Kristian Rouz – Massive union demonstrations, sweeping blackouts, and a broader economy which is in a free fall paint a bleak picture for Argentina moving forward. The nation is bracing for a presidential election on 27 October, and voters are growing increasingly disgruntled with the laissez-faire economic policies of President Mauricio Macri.
Argentina is gradually sliding into the abyss of complete economic dysfunction, as the nation’s inflation rate hit 57.3 percent last month, while its economy has been in a recession since early 2018.
Ongoing economic turmoil appears to have weighed on Marci’s chances of getting re-elected this year, as aside from an International Monetary Fund (IMF) assistance programme, the embattled president has yet to come up with a sound plan to fix the ailing economy.
“In terms of positive image, Mauricio Macri stands at 29 percent, Roberto Lavagna at 32 percent and Cristina Fernandez de Kirchner at 34 percent. For the first time, she’s overtaken the president,” said Diego Reynoso, director of the Public Opinion Centre at Universidad de San Andres.
Macri is seen as a centre-right, pro-business president, who is also friends with US President Donald Trump – according to Trump himself.
Meanwhile, Macri’s top contenders this autumn are Roberto Lavagna, a moderate candidate, who is not opposed to increasing state intervention in the national economy, and the centre-left – and hugely popular – senator and former president Fernandez de Kirchner.
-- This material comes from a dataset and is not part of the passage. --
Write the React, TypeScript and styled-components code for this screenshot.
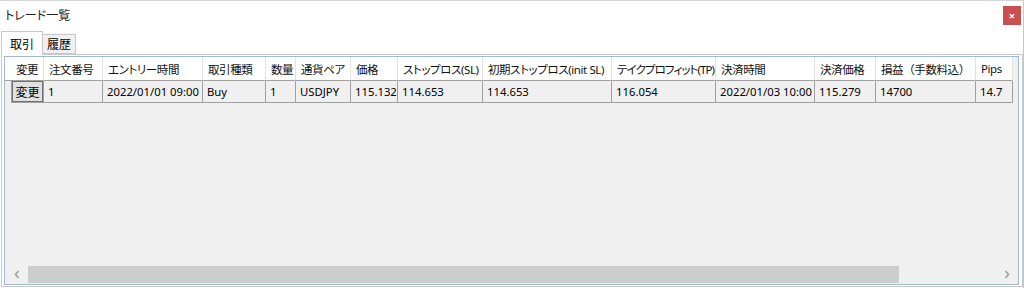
import styled, { createGlobalStyle } from "styled-components"

const GlobalStyle = createGlobalStyle`
  html, body {
    margin: 0;
    padding: 0;
    background: #ffffff;
  }
  body {
    font-family: "Noto Sans", "Noto Sans CJK JP", sans-serif;
    font-size: 11.5px;
    color: #000000;
    font-feature-settings: "palt";
  }
`

const COLUMN_WIDTHS = [7, 32, 59, 100, 63, 30, 55, 47, 85, 129, 104, 99, 61, 100, 37]

const Window = styled.div`
  width: 1024px;
  height: 288px;
  box-sizing: border-box;
  border-top: 1px solid #d4d4d4;
  border-right: 1px solid #c8c8c8;
  background: #ffffff;
  display: flex;
  flex-direction: column;
  overflow: hidden;
`

const TitleBar = styled.div`
  height: 31px;
  display: flex;
  align-items: center;
  justify-content: space-between;
  padding: 0 2px 0 5px;
`

const TitleText = styled.span`
  font-size: 12px;
  color: #222;
  margin-top: -4px;
`

const CloseButton = styled.div`
  width: 18px;
  height: 19px;
  background: #c9504f;
  color: #ffffff;
  font-size: 11px;
  font-weight: 700;
  display: flex;
  align-items: center;
  justify-content: center;
  margin-top: -2px;
  line-height: 1;
`

const TabStrip = styled.div`
  display: flex;
  align-items: flex-end;
  height: 22px;
  padding-left: 1px;
  position: relative;
  z-index: 1;
`

const Tab = styled.div<{ $active?: boolean }>`
  box-sizing: border-box;
  height: ${(p) => (p.$active ? "24px" : "20px")};
  margin-bottom: ${(p) => (p.$active ? "-1px" : "0")};
  padding: 0 ${(p) => (p.$active ? "8px" : "4px")};
  display: flex;
  align-items: center;
  border: 1px solid #c8c8c8;
  border-bottom: ${(p) => (p.$active ? "none" : "1px solid #c8c8c8")};
  border-left: ${(p) => (p.$active ? "1px solid #c8c8c8" : "none")};
  background: ${(p) => (p.$active ? "#ffffff" : "#f0f0f0")};
  font-size: 12px;
`

const TabPanel = styled.div`
  flex: 1;
  margin: 0 0 1px 1px;
  border: 1px solid #c8c8c8;
  padding: 1px 3px 1px 2px;
  display: flex;
  min-height: 0;
`

const GridFrame = styled.div`
  flex: 1;
  border: 1px solid #9fbad8;
  background: #f0f0f0;
  display: flex;
  flex-direction: column;
  overflow: hidden;
`

const GridRow = styled.div<{ $header?: boolean }>`
  display: grid;
  grid-template-columns: ${COLUMN_WIDTHS.map((w) => `${w}px`).join(" ")} 1fr;
  height: ${(p) => (p.$header ? "24px" : "22px")};
  background: ${(p) => (p.$header ? "#ffffff" : "transparent")};
`

const HeaderCell = styled.div<{ $fullWidth?: boolean; $spacing?: number }>`
  box-sizing: border-box;
  border-right: 1px solid #e2e2e2;
  border-bottom: 1px solid #a0a0a0;
  padding-left: 5px;
  display: flex;
  align-items: center;
  white-space: nowrap;
  overflow: hidden;
  color: #111;
  letter-spacing: ${(p) => p.$spacing ?? -0.4}px;
  font-feature-settings: ${(p) => (p.$fullWidth ? "normal" : "\"palt\"")};
`

const HeaderCorner = styled(HeaderCell)`
  border-right: none;
  padding: 0;
`

const HeaderFill = styled(HeaderCell)`
  border-right: none;
  border-bottom: none;
  background: #f0f0f0;
`

const DataCell = styled.div<{ $pad?: number }>`
  box-sizing: border-box;
  border-right: 1px solid #a0a0a0;
  border-bottom: 1px solid #a0a0a0;
  padding-left: ${(p) => p.$pad ?? 4}px;
  display: flex;
  align-items: center;
  white-space: nowrap;
  overflow: hidden;
  font-size: 11.3px;
`

const RowHeader = styled.div`
  border-right: 1px solid #a0a0a0;
`

const EditButton = styled.button`
  box-sizing: border-box;
  width: 100%;
  height: 100%;
  margin: 0;
  border: 1px solid #707070;
  background: #e1e1e1;
  font-family: "Noto Sans CJK JP", sans-serif;
  font-size: 12px;
  padding: 0;
  color: #000;
`

const Spacer = styled.div`
  flex: 1;
`

const HScrollBar = styled.div`
  height: 17px;
  display: flex;
  align-items: stretch;
  background: #f0f0f0;
  margin-bottom: 1px;
`

const ScrollArrow = styled.div`
  width: 23px;
  display: flex;
  align-items: center;
  justify-content: center;
`

const ScrollTrack = styled.div`
  flex: 1;
  display: flex;
`

const ScrollThumb = styled.div`
  width: 871px;
  background: #cdcdcd;
`

const headers = [
  "変更",
  "注文番号",
  "エントリー時間",
  "取引種類",
  "数量",
  "通貨ペア",
  "価格",
  "ストップロス(SL)",
  "初期ストップロス(init SL)",
  "テイクプロフィット(TP)",
  "決済時間",
  "決済価格",
  "損益（手数料込）",
  "Pips",
]

const row = [
  "1",
  "2022/01/01 09:00",
  "Buy",
  "1",
  "USDJPY",
  "115.132",
  "114.653",
  "114.653",
  "116.054",
  "2022/01/03 10:00",
  "115.279",
  "14700",
  "14.7",
]

const Chevron = ({ dir }: { dir: "left" | "right" }) => (
  <svg width="6" height="9" viewBox="0 0 6 9">
    <path
      d={dir === "left" ? "M4.5 1 L1.5 4.5 L4.5 8" : "M1.5 1 L4.5 4.5 L1.5 8"}
      fill="none"
      stroke="#9a9a9a"
      strokeWidth="1.4"
    />
  </svg>
)

const App = () => {
  return (
    <>
      <GlobalStyle />
      <Window>
        <TitleBar>
          <TitleText>トレード一覧</TitleText>
          <CloseButton>×</CloseButton>
        </TitleBar>

        <TabStrip>
          <Tab $active>取引</Tab>
          <Tab>履歴</Tab>
        </TabStrip>

        <TabPanel>
          <GridFrame>
            {/** header */}
            <GridRow $header>
              <HeaderCorner />
              {headers.map((h, i) => (
                <HeaderCell
                  key={h}
                  $fullWidth={h.startsWith("損益")}
                  $spacing={h.startsWith("テイク") ? -0.9 : undefined}
                  style={i === 0 ? { paddingLeft: 4 } : undefined}
                >
                  {h}
                </HeaderCell>
              ))}
              <HeaderFill />
            </GridRow>

            {/** trade row */}
            <GridRow>
              <RowHeader />
              <DataCell $pad={0}>
                <EditButton>変更</EditButton>
              </DataCell>
              {row.map((v, i) => (
                <DataCell key={i}>{v}</DataCell>
              ))}
            </GridRow>

            <Spacer />

            <HScrollBar>
              <ScrollArrow>
                <Chevron dir="left" />
              </ScrollArrow>
              <ScrollTrack>
                <ScrollThumb />
              </ScrollTrack>
              <ScrollArrow>
                <Chevron dir="right" />
              </ScrollArrow>
            </HScrollBar>
          </GridFrame>
        </TabPanel>
      </Window>
    </>
  )
}

export default App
Kirchner is running for Vice President this time; she is the running mate of presidential candidate Alberto Fernandez (the two aren’t related).
In this light, Macri is facing a tough challenge, which some refer to as a possible return of the ‘Kirchnerismo’ – a form of state capitalism with solid social guarantees, and an emphasis on self-reliance in international economic affairs.
Some say Macri’s business-friendly and free-market stance has wrought a level of desperation and abandon in Argentine economy commensurate in scale with the well-publicised effects of the socialist experiments of the left-wing governments in Venezuela and South Africa.
Others blame Kirchner’s presidency that ended in 2015, and even her campaign this year for Argentina’s present-day problems. However, most such claims lack credible evidence most of the time.
However, Macri cabinet officials continue their attempts to reassure the public and investors that the government has the situation under control – despite macroeconomic data casting doubt over such statements.
“We are beginning to emerge from the crisis”, Macri’s Economy Minister Nicolás Dujovne says. “We hope that by restoring order, tranquillity and activity to the economy, we’ll allow voters to appreciate our reforms.”
Top contenders for the Argentine presidency are required to confirm their candidacies by 22 June by law, after which this year’s electoral season will move into its most intense phase.
While it remains unclear if Macri still has a chance to stay in power, some experts say the election will be decided by centrist voters. This expansive group, they say, might oppose a return of Kirchnerismo more than they disapprove of the current administration’s handling – or mishandling – of the economy.
However, if most centrists believe that leftist populism is less of a concern than a protracted recession, it appears highly possible that the Fernandez-Fernandez duo could ascend to power.